◆ Task brief:
Only a number is wanted: the count of lines in this listing that contain "table".

◆ Collected material:
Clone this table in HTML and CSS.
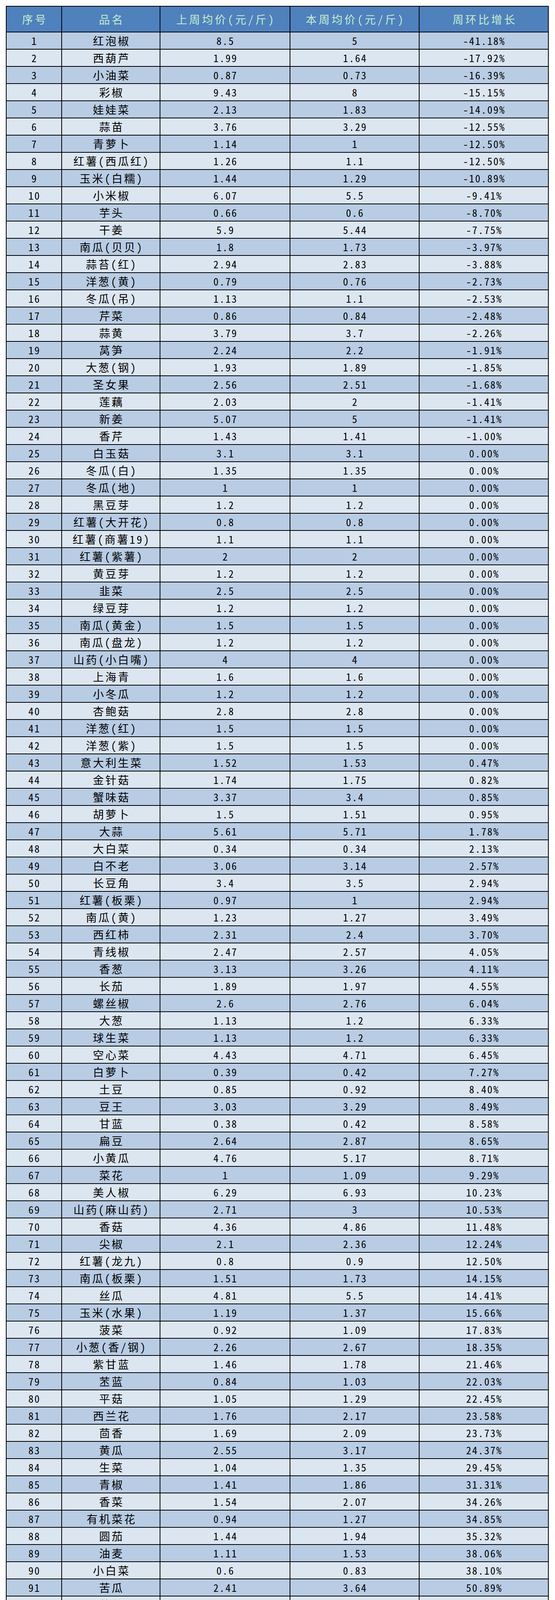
FILE: index.html
```html
<!DOCTYPE html>
<html lang="zh-CN">
<head>
<meta charset="utf-8">
<title>蔬菜周均价环比</title>
<link rel="stylesheet" href="styles.css">
</head>
<body>
<div class="page">
<table class="grid">
<thead>
<tr><th>序号</th><th>品名</th><th>上周均价(元/斤)</th><th>本周均价(元/斤)</th><th>周环比增长</th></tr>
</thead>
<tbody>
<tr><td>1</td><td class="name">红泡椒</td><td>8.5</td><td>5</td><td>-41.18%</td></tr>
<tr><td>2</td><td class="name">西葫芦</td><td>1.99</td><td>1.64</td><td>-17.92%</td></tr>
<tr><td>3</td><td class="name">小油菜</td><td>0.87</td><td>0.73</td><td>-16.39%</td></tr>
<tr><td>4</td><td class="name">彩椒</td><td>9.43</td><td>8</td><td>-15.15%</td></tr>
<tr><td>5</td><td class="name">娃娃菜</td><td>2.13</td><td>1.83</td><td>-14.09%</td></tr>
<tr><td>6</td><td class="name">蒜苗</td><td>3.76</td><td>3.29</td><td>-12.55%</td></tr>
<tr><td>7</td><td class="name">青萝卜</td><td>1.14</td><td>1</td><td>-12.50%</td></tr>
<tr><td>8</td><td class="name">红薯(西瓜红)</td><td>1.26</td><td>1.1</td><td>-12.50%</td></tr>
<tr><td>9</td><td class="name">玉米(白糯)</td><td>1.44</td><td>1.29</td><td>-10.89%</td></tr>
<tr><td>10</td><td class="name">小米椒</td><td>6.07</td><td>5.5</td><td>-9.41%</td></tr>
<tr><td>11</td><td class="name">芋头</td><td>0.66</td><td>0.6</td><td>-8.70%</td></tr>
<tr><td>12</td><td class="name">干姜</td><td>5.9</td><td>5.44</td><td>-7.75%</td></tr>
<tr><td>13</td><td class="name">南瓜(贝贝)</td><td>1.8</td><td>1.73</td><td>-3.97%</td></tr>
<tr><td>14</td><td class="name">蒜苔(红)</td><td>2.94</td><td>2.83</td><td>-3.88%</td></tr>
<tr><td>15</td><td class="name">洋葱(黄)</td><td>0.79</td><td>0.76</td><td>-2.73%</td></tr>
<tr><td>16</td><td class="name">冬瓜(吊)</td><td>1.13</td><td>1.1</td><td>-2.53%</td></tr>
<tr><td>17</td><td class="name">芹菜</td><td>0.86</td><td>0.84</td><td>-2.48%</td></tr>
<tr><td>18</td><td class="name">蒜黄</td><td>3.79</td><td>3.7</td><td>-2.26%</td></tr>
<tr><td>19</td><td class="name">莴笋</td><td>2.24</td><td>2.2</td><td>-1.91%</td></tr>
<tr><td>20</td><td class="name">大葱(钢)</td><td>1.93</td><td>1.89</td><td>-1.85%</td></tr>
<tr><td>21</td><td class="name">圣女果</td><td>2.56</td><td>2.51</td><td>-1.68%</td></tr>
<tr><td>22</td><td class="name">莲藕</td><td>2.03</td><td>2</td><td>-1.41%</td></tr>
<tr><td>23</td><td class="name">新姜</td><td>5.07</td><td>5</td><td>-1.41%</td></tr>
<tr><td>24</td><td class="name">香芹</td><td>1.43</td><td>1.41</td><td>-1.00%</td></tr>
<tr><td>25</td><td class="name">白玉菇</td><td>3.1</td><td>3.1</td><td>0.00%</td></tr>
<tr><td>26</td><td class="name">冬瓜(白)</td><td>1.35</td><td>1.35</td><td>0.00%</td></tr>
<tr><td>27</td><td class="name">冬瓜(地)</td><td>1</td><td>1</td><td>0.00%</td></tr>
<tr><td>28</td><td class="name">黑豆芽</td><td>1.2</td><td>1.2</td><td>0.00%</td></tr>
<tr><td>29</td><td class="name">红薯(大开花)</td><td>0.8</td><td>0.8</td><td>0.00%</td></tr>
<tr><td>30</td><td class="name">红薯(商薯19)</td><td>1.1</td><td>1.1</td><td>0.00%</td></tr>
<tr><td>31</td><td class="name">红薯(紫薯)</td><td>2</td><td>2</td><td>0.00%</td></tr>
<tr><td>32</td><td class="name">黄豆芽</td><td>1.2</td><td>1.2</td><td>0.00%</td></tr>
<tr><td>33</td><td class="name">韭菜</td><td>2.5</td><td>2.5</td><td>0.00%</td></tr>
<tr><td>34</td><td class="name">绿豆芽</td><td>1.2</td><td>1.2</td><td>0.00%</td></tr>
<tr><td>35</td><td class="name">南瓜(黄金)</td><td>1.5</td><td>1.5</td><td>0.00%</td></tr>
<tr><td>36</td><td class="name">南瓜(盘龙)</td><td>1.2</td><td>1.2</td><td>0.00%</td></tr>
<tr><td>37</td><td class="name">山药(小白嘴)</td><td>4</td><td>4</td><td>0.00%</td></tr>
<tr><td>38</td><td class="name">上海青</td><td>1.6</td><td>1.6</td><td>0.00%</td></tr>
<tr><td>39</td><td class="name">小冬瓜</td><td>1.2</td><td>1.2</td><td>0.00%</td></tr>
<tr><td>40</td><td class="name">杏鲍菇</td><td>2.8</td><td>2.8</td><td>0.00%</td></tr>
<tr><td>41</td><td class="name">洋葱(红)</td><td>1.5</td><td>1.5</td><td>0.00%</td></tr>
<tr><td>42</td><td class="name">洋葱(紫)</td><td>1.5</td><td>1.5</td><td>0.00%</td></tr>
<tr><td>43</td><td class="name">意大利生菜</td><td>1.52</td><td>1.53</td><td>0.47%</td></tr>
<tr><td>44</td><td class="name">金针菇</td><td>1.74</td><td>1.75</td><td>0.82%</td></tr>
<tr><td>45</td><td class="name">蟹味菇</td><td>3.37</td><td>3.4</td><td>0.85%</td></tr>
<tr><td>46</td><td class="name">胡萝卜</td><td>1.5</td><td>1.51</td><td>0.95%</td></tr>
<tr><td>47</td><td class="name">大蒜</td><td>5.61</td><td>5.71</td><td>1.78%</td></tr>
<tr><td>48</td><td class="name">大白菜</td><td>0.34</td><td>0.34</td><td>2.13%</td></tr>
<tr><td>49</td><td class="name">白不老</td><td>3.06</td><td>3.14</td><td>2.57%</td></tr>
<tr><td>50</td><td class="name">长豆角</td><td>3.4</td><td>3.5</td><td>2.94%</td></tr>
<tr><td>51</td><td class="name">红薯(板栗)</td><td>0.97</td><td>1</td><td>2.94%</td></tr>
<tr><td>52</td><td class="name">南瓜(黄)</td><td>1.23</td><td>1.27</td><td>3.49%</td></tr>
<tr><td>53</td><td class="name">西红柿</td><td>2.31</td><td>2.4</td><td>3.70%</td></tr>
<tr><td>54</td><td class="name">青线椒</td><td>2.47</td><td>2.57</td><td>4.05%</td></tr>
<tr><td>55</td><td class="name">香葱</td><td>3.13</td><td>3.26</td><td>4.11%</td></tr>
<tr><td>56</td><td class="name">长茄</td><td>1.89</td><td>1.97</td><td>4.55%</td></tr>
<tr><td>57</td><td class="name">螺丝椒</td><td>2.6</td><td>2.76</td><td>6.04%</td></tr>
<tr><td>58</td><td class="name">大葱</td><td>1.13</td><td>1.2</td><td>6.33%</td></tr>
<tr><td>59</td><td class="name">球生菜</td><td>1.13</td><td>1.2</td><td>6.33%</td></tr>
<tr><td>60</td><td class="name">空心菜</td><td>4.43</td><td>4.71</td><td>6.45%</td></tr>
<tr><td>61</td><td class="name">白萝卜</td><td>0.39</td><td>0.42</td><td>7.27%</td></tr>
<tr><td>62</td><td class="name">土豆</td><td>0.85</td><td>0.92</td><td>8.40%</td></tr>
<tr><td>63</td><td class="name">豆王</td><td>3.03</td><td>3.29</td><td>8.49%</td></tr>
<tr><td>64</td><td class="name">甘蓝</td><td>0.38</td><td>0.42</td><td>8.58%</td></tr>
<tr><td>65</td><td class="name">扁豆</td><td>2.64</td><td>2.87</td><td>8.65%</td></tr>
<tr><td>66</td><td class="name">小黄瓜</td><td>4.76</td><td>5.17</td><td>8.71%</td></tr>
<tr><td>67</td><td class="name">菜花</td><td>1</td><td>1.09</td><td>9.29%</td></tr>
<tr><td>68</td><td class="name">美人椒</td><td>6.29</td><td>6.93</td><td>10.23%</td></tr>
<tr><td>69</td><td class="name">山药(麻山药)</td><td>2.71</td><td>3</td><td>10.53%</td></tr>
<tr><td>70</td><td class="name">香菇</td><td>4.36</td><td>4.86</td><td>11.48%</td></tr>
<tr><td>71</td><td class="name">尖椒</td><td>2.1</td><td>2.36</td><td>12.24%</td></tr>
<tr><td>72</td><td class="name">红薯(龙九)</td><td>0.8</td><td>0.9</td><td>12.50%</td></tr>
<tr><td>73</td><td class="name">南瓜(板栗)</td><td>1.51</td><td>1.73</td><td>14.15%</td></tr>
<tr><td>74</td><td class="name">丝瓜</td><td>4.81</td><td>5.5</td><td>14.41%</td></tr>
<tr><td>75</td><td class="name">玉米(水果)</td><td>1.19</td><td>1.37</td><td>15.66%</td></tr>
<tr><td>76</td><td class="name">菠菜</td><td>0.92</td><td>1.09</td><td>17.83%</td></tr>
<tr><td>77</td><td class="name">小葱(香/钢)</td><td>2.26</td><td>2.67</td><td>18.35%</td></tr>
<tr><td>78</td><td class="name">紫甘蓝</td><td>1.46</td><td>1.78</td><td>21.46%</td></tr>
<tr><td>79</td><td class="name">苤蓝</td><td>0.84</td><td>1.03</td><td>22.03%</td></tr>
<tr><td>80</td><td class="name">平菇</td><td>1.05</td><td>1.29</td><td>22.45%</td></tr>
<tr><td>81</td><td class="name">西兰花</td><td>1.76</td><td>2.17</td><td>23.58%</td></tr>
<tr><td>82</td><td class="name">茴香</td><td>1.69</td><td>2.09</td><td>23.73%</td></tr>
<tr><td>83</td><td class="name">黄瓜</td><td>2.55</td><td>3.17</td><td>24.37%</td></tr>
<tr><td>84</td><td class="name">生菜</td><td>1.04</td><td>1.35</td><td>29.45%</td></tr>
<tr><td>85</td><td class="name">青椒</td><td>1.41</td><td>1.86</td><td>31.31%</td></tr>
<tr><td>86</td><td class="name">香菜</td><td>1.54</td><td>2.07</td><td>34.26%</td></tr>
<tr><td>87</td><td class="name">有机菜花</td><td>0.94</td><td>1.27</td><td>34.85%</td></tr>
<tr><td>88</td><td class="name">圆茄</td><td>1.44</td><td>1.94</td><td>35.32%</td></tr>
<tr><td>89</td><td class="name">油麦</td><td>1.11</td><td>1.53</td><td>38.06%</td></tr>
<tr><td>90</td><td class="name">小白菜</td><td>0.6</td><td>0.83</td><td>38.10%</td></tr>
<tr><td>91</td><td class="name">苦瓜</td><td>2.41</td><td>3.64</td><td>50.89%</td></tr>
<tr><td>92</td><td class="name">苦苣</td><td>1.5</td><td>2.36</td><td>57.14%</td></tr>
<tr><td>93</td><td class="name">茼蒿</td><td>1.6</td><td>3.1</td><td>93.75%</td></tr>
</tbody>
</table>
</div>
</body>
</html>
```
FILE: styles.css
```css
html, body {
  margin: 0;
  padding: 0;
  background: #ffffff;
}

body {
  font-family: "Noto Sans CJK SC", "Noto Sans", sans-serif;
  color: #000000;
}

.page {
  padding: 15px;
}

.grid {
  display: grid;
  grid-template-columns: 140px 250px 331px 329px 329px;
  grid-template-rows: 64px;
  grid-auto-rows: 42px;
  gap: 2px;
  padding: 2px;
  width: max-content;
  background: #000000;
  border: 0;
  border-spacing: 0;
}

.grid thead,
.grid tbody,
.grid tr {
  display: contents;
}

.grid th,
.grid td {
  display: flex;
  align-items: center;
  justify-content: center;
  box-sizing: border-box;
  padding: 0;
  white-space: nowrap;
  overflow: hidden;
  font-feature-settings: "hwid" 1;
}

.grid th {
  background: #4f81bd;
  color: #c6efce;
  font-size: 28px;
  line-height: 40px;
  font-weight: normal;
  letter-spacing: 5px;
  padding-left: 5px;
}

.grid td {
  font-size: 26px;
  line-height: 34px;
  letter-spacing: 2.5px;
  padding-left: 2.5px;
}

.grid td.name {
  font-size: 28px;
  letter-spacing: 4px;
  padding-left: 4px;
}

.grid tbody tr:nth-child(odd) td {
  background: #b8cce4;
}

.grid tbody tr:nth-child(even) td {
  background: #dce6f1;
}
```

◆ Exercise result:
3